Member of the Wisconsin State Assembly from the Rock 1st district
- In office June 5, 1848 – January 1, 1849
- Preceded by: Position established
- Succeeded by: Anson W. Pope

Personal details
- Born: December 31, 1790 Chesterfield, New Hampshire, U.S.
- Died: April 23, 1882 (aged 91) Burlington, Iowa, U.S.
- Resting place: Aspen Grove Cemetery, Burlington, Iowa
- Party: Democratic
- Spouse: Ruthy Bartlett ​(m. 1818)​
- Children: George R. Atherton

= G. F. A. Atherton =

19th century American politician

George F. A. Atherton (December 31, 1790 – April 23, 1882) was an American politician from Emerald Grove, Wisconsin, who served in the Wisconsin State Assembly after being elected to the 1st Wisconsin Legislature in 1848. He represented the Rock County towns of Bradford and Janesville.

==Early life==
Atherton was born in Chesterfield, New Hampshire, the son of Dr Oliver Atherton (1755–1812) and Abigail Ladd (1765–1828).

== In the assembly ==
Atherton was a Democrat. He was succeeded in the next session by Anson W. Pope, a Whig.

== After the assembly ==
Atherton was on the board of directors of the Madison and Beloit Railroad Company when that board voted to change its name to the Rock River Valley Union Railroad Company in 1850. He remained on the board until 1854, when a complete reorganization took place.

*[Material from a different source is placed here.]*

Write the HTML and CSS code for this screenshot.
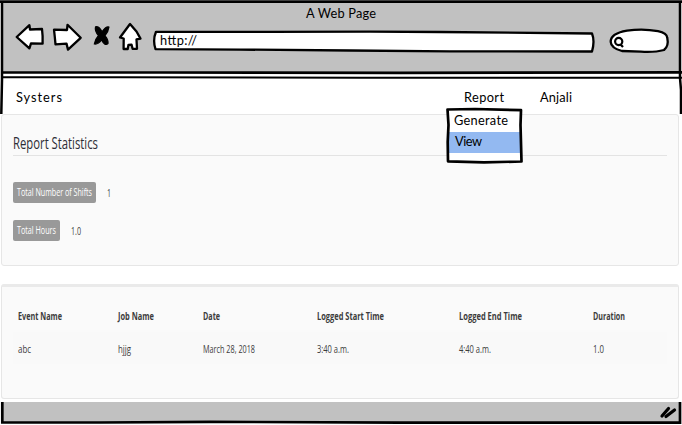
FILE: index.html
```html
<!DOCTYPE html>
<html lang="en">
<head>
<meta charset="utf-8">
<title>A Web Page</title>
<link rel="stylesheet" href="styles.css">
</head>
<body>
<header class="chrome">
  <svg class="frame" width="682" height="114" viewBox="0 0 682 114">
    <path fill="#c1c1c1" d="M2 2H681V72H2z"/>
    <path class="edge" d="M0 1.7H682M2 72.500H160L400 72.800 682 72.300"/>
    <path class="edge thin" d="M2 77.2H120L360 77.7H682"/>
    <path class="side" d="M2 2V80L1.3 114M680 2V78L681 90V114"/>
  </svg>
  <h1 class="title"><svg class="sketch" width="71" height="20"><text x="0" y="15" textLength="70">A Web Page</text></svg></h1>
  <div class="toolbar">
    <svg class="icon back" width="30" height="28" viewBox="15 23 30 28"><path d="M16.7 37 29.4 25.2 30 29.5 42 29 42.6 36V43.7L31 43.4 29.4 48.4z"/></svg>
    <svg class="icon forward" width="32" height="30" viewBox="52 22 32 30"><path d="M54 29.7 67 30 67.5 24.8 80.7 37.8 68 49.6 66.5 43.6 55.5 44.4 54.8 37z"/></svg>
    <svg class="icon stop" width="18" height="22" viewBox="93 25 18 22"><path d="M95.500 26.800Q99 26 102 31.800Q106 26 109 27Q108.500 31.500 105 35.500Q108.500 40 108 43.500Q105 46.500 101.500 40Q98 44.800 94.300 44Q95 39.500 98.500 35.500Q94.500 31 95.500 26.800z"/></svg>
    <svg class="icon home" width="25" height="30" viewBox="118 22 25 30"><path d="M130 24 120 37.500 123.700 38.500 123.600 49H127.700L128.500 44.800 131.500 44.600 132.600 48.800H137L136.500 39.400 140.500 38.600 136.500 31.500z"/></svg>
    <div class="address">
      <svg class="shape" width="444" height="24" viewBox="152 29 444 24"><path d="M156 31.800 270 31.900 370 31.700 440 32 592 33.500Q595 41 592 51.500L450 51.300 350 50.500 240 49.600 155.500 49.200Q152.500 40 156 31.800z"/></svg>
      <svg class="sketch url" width="37" height="18"><text x="0" y="13" textLength="37">http://</text></svg>
    </div>
    <svg class="search" width="62" height="27" viewBox="608 28 62 27"><path d="M627 30.700Q643 28.400 658 31.200Q667 33 667.300 38Q669 46 664 50Q655 52.500 641 51.700L622 51Q611 48 610.700 42Q610.500 33.500 627 30.700z"/><circle cx="618.700" cy="41.500" r="3.600"/><path d="m620.500 44.500 2.500 2.500"/></svg>
  </div>
  <nav class="nav">
    <svg class="sketch brand" width="46" height="20"><text x="0" y="15" textLength="46">Systers</text></svg>
    <div class="menu">
      <svg class="sketch" width="40" height="20"><text x="0" y="15" textLength="40">Report</text></svg>
      <div class="dropdown">
        <div class="item"><svg class="sketch" width="54" height="20"><text x="0" y="14" textLength="54">Generate</text></svg></div>
        <div class="item active"><svg class="sketch" width="27" height="20"><text x="0" y="14" textLength="27">View</text></svg></div>
        <svg class="outline" width="78" height="57" viewBox="446 107 78 57"><path d="M447.500 109.500 475 109 521 110.200 520.500 125 521.500 161.500 484 162.300 448 161.300 447.700 142 448.500 125z"/></svg>
      </div>
    </div>
    <svg class="sketch" width="32" height="20"><text x="0" y="15" textLength="32">Anjali</text></svg>
  </nav>
</header>
<main>
  <section class="panel stats">
    <h2><svg class="narrow" width="85" height="20"><text x="0" y="15" textLength="85" lengthAdjust="spacingAndGlyphs">Report Statistics</text></svg></h2>
    <div class="stat"><span class="badge"><svg class="narrow" width="75" height="14"><text x="0" y="11" textLength="75" lengthAdjust="spacingAndGlyphs">Total Number of Shifts</text></svg></span><svg class="narrow" width="4" height="14"><text x="0" y="10.500" textLength="4" lengthAdjust="spacingAndGlyphs">1</text></svg></div>
    <div class="stat"><span class="badge"><svg class="narrow" width="39" height="14"><text x="0" y="11" textLength="39" lengthAdjust="spacingAndGlyphs">Total Hours</text></svg></span><svg class="narrow" width="10" height="14"><text x="0" y="10.500" textLength="10" lengthAdjust="spacingAndGlyphs">1.0</text></svg></div>
  </section>
  <section class="panel log">
    <div class="row head">
      <svg class="narrow" width="44" height="14"><text y="11" textLength="44" lengthAdjust="spacingAndGlyphs">Event Name</text></svg>
      <svg class="narrow" width="36" height="14"><text y="11" textLength="36" lengthAdjust="spacingAndGlyphs">Job Name</text></svg>
      <svg class="narrow" width="17" height="14"><text y="11" textLength="17" lengthAdjust="spacingAndGlyphs">Date</text></svg>
      <svg class="narrow" width="67" height="14"><text y="11" textLength="67" lengthAdjust="spacingAndGlyphs">Logged Start Time</text></svg>
      <svg class="narrow" width="63" height="14"><text y="11" textLength="63" lengthAdjust="spacingAndGlyphs">Logged End Time</text></svg>
      <svg class="narrow" width="32" height="14"><text y="11" textLength="32" lengthAdjust="spacingAndGlyphs">Duration</text></svg>
    </div>
    <div class="row entry">
      <svg class="narrow" width="13" height="14"><text y="11" textLength="13" lengthAdjust="spacingAndGlyphs">abc</text></svg>
      <svg class="narrow" width="13" height="14"><text y="11" textLength="13" lengthAdjust="spacingAndGlyphs">hjjg</text></svg>
      <svg class="narrow" width="52" height="14"><text y="11" textLength="52" lengthAdjust="spacingAndGlyphs">March 28, 2018</text></svg>
      <svg class="narrow" width="32" height="14"><text y="11" textLength="32" lengthAdjust="spacingAndGlyphs">3:40 a.m.</text></svg>
      <svg class="narrow" width="32" height="14"><text y="11" textLength="32" lengthAdjust="spacingAndGlyphs">4:40 a.m.</text></svg>
      <svg class="narrow" width="11" height="14"><text y="11" textLength="11" lengthAdjust="spacingAndGlyphs">1.0</text></svg>
    </div>
  </section>
</main>
<footer class="status">
  <svg width="682" height="23" viewBox="0 402 682 23">
    <path fill="#c1c1c1" d="M2 402H680V422H2z"/>
    <path class="edge" d="M2.300 402V422.500H100L210 421.800 400 422.700H680V402"/>
    <path class="grip" d="m662 416 6.500-7.500M666 416.500l8.500-6.500"/>
  </svg>
</footer>
</body>
</html>
```

FILE: styles.css
```css
* { box-sizing: border-box; }
body {
  margin: 0;
  width: 682px;
  height: 425px;
  overflow: hidden;
  background: #fff;
  display: flex;
  flex-direction: column;
}
svg { display: block; flex: none; overflow: visible; }
h1, h2 { margin: 0; font-weight: normal; }

.chrome { height: 114px; position: relative; z-index: 1; flex: none; }
.frame { position: absolute; left: 0; top: 0; z-index: -1; }
.edge, .side { fill: none; stroke: #000; stroke-width: 2.7; }
.thin { stroke-width: 2; }
.side { stroke-width: 2.5; }
.sketch { font: 12.8px Lato, sans-serif; }
.title { height: 22px; padding: 3px 0 0 306px; }

.toolbar { height: 32px; display: flex; align-items: flex-start; }
.icon path, .shape path, .search path {
  fill: #fff;
  stroke: #000;
  stroke-width: 2.3;
  stroke-linejoin: round;
}
.back { margin: 1px 0 0 15px; }
.forward { margin-left: 7px; }
.stop { margin: 3px 0 0 9px; }
.icon.stop path { fill: #000; stroke-width: 1.2; }
.home { margin-left: 7px; }
.address { width: 444px; height: 24px; margin: 7px 0 0 9px; padding: 3px 0 0 8px; position: relative; }
.shape { position: absolute; left: 0; top: 0; z-index: -1; }
.search { margin: 6px 0 0 12px; fill: none; stroke: #000; stroke-width: 2.2; }

.nav { height: 35px; margin-top: 25px; padding: 8px 0 0 16px; display: flex; }
.brand { margin-right: 402px; }
.menu { position: relative; margin-right: 36px; }
.dropdown {
  position: absolute;
  left: -16px;
  top: 22px;
  width: 73px;
  height: 53px;
  padding-top: 2px;
  background: #fff;
}
.item { height: 21px; padding-left: 6px; }
.active { background: #93b9f1; padding-left: 7px; }
.outline { position: absolute; left: -2px; top: -2px; fill: none; stroke: #000; stroke-width: 2.7; stroke-linejoin: round; }

.panel {
  width: 678px;
  margin-left: 1px;
  border: 1px solid #e6e6e6;
  border-radius: 3px;
  background: #fafafa;
}
.narrow { font: 11.2px "Open Sans", sans-serif; fill: #3c3c3c; }
.stats { height: 152px; padding: 19px 11px 0; }
h2 { height: 22px; border-bottom: 1px solid #e3e3e3; margin-bottom: 26px; }
h2 .narrow { font-size: 16.5px; fill: #2d2d35; }
.stat { display: flex; align-items: center; gap: 11px; height: 21px; margin-bottom: 17px; }
.badge { height: 21px; padding: 3px 4px 0; background: #999; border-radius: 2px; }
.badge .narrow { fill: #fff; }
.log { height: 115px; margin-top: 18px; padding: 20px 11px 0; border-top: 3px solid #eaeaea; }
.row {
  display: grid;
  grid-template-columns: 100px 85px 114px 142px 134px 1fr;
  padding-left: 5px;
}
.head { height: 25px; padding-top: 2px; }
.head .narrow { font-weight: 700; font-size: 10.5px; }
.entry { height: 32px; padding-top: 10px; background: #f9f9f9; }
.status { margin-top: 3px; }
.grip { stroke: #000; stroke-width: 3.2; stroke-linecap: round; }
```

The railroad later became the Madison Division of the Chicago & Northwestern Railroad.

==Personal==
He served in the U.S. Army and married Ruthy Bartlett as "Major George F. A. Atherton" in Charlestown, New Hampshire, on October 7, 1818.

His son, George R. Atherton (1824–1910), represented Clinton in the 10th Wisconsin Legislature.

His daughter, Frances (18221900), married William Wallace White, the son of Phineas White.

He died in Burlington, Iowa, on April 23, 1882, and was buried at Aspen Grove Cemetery in Burlington.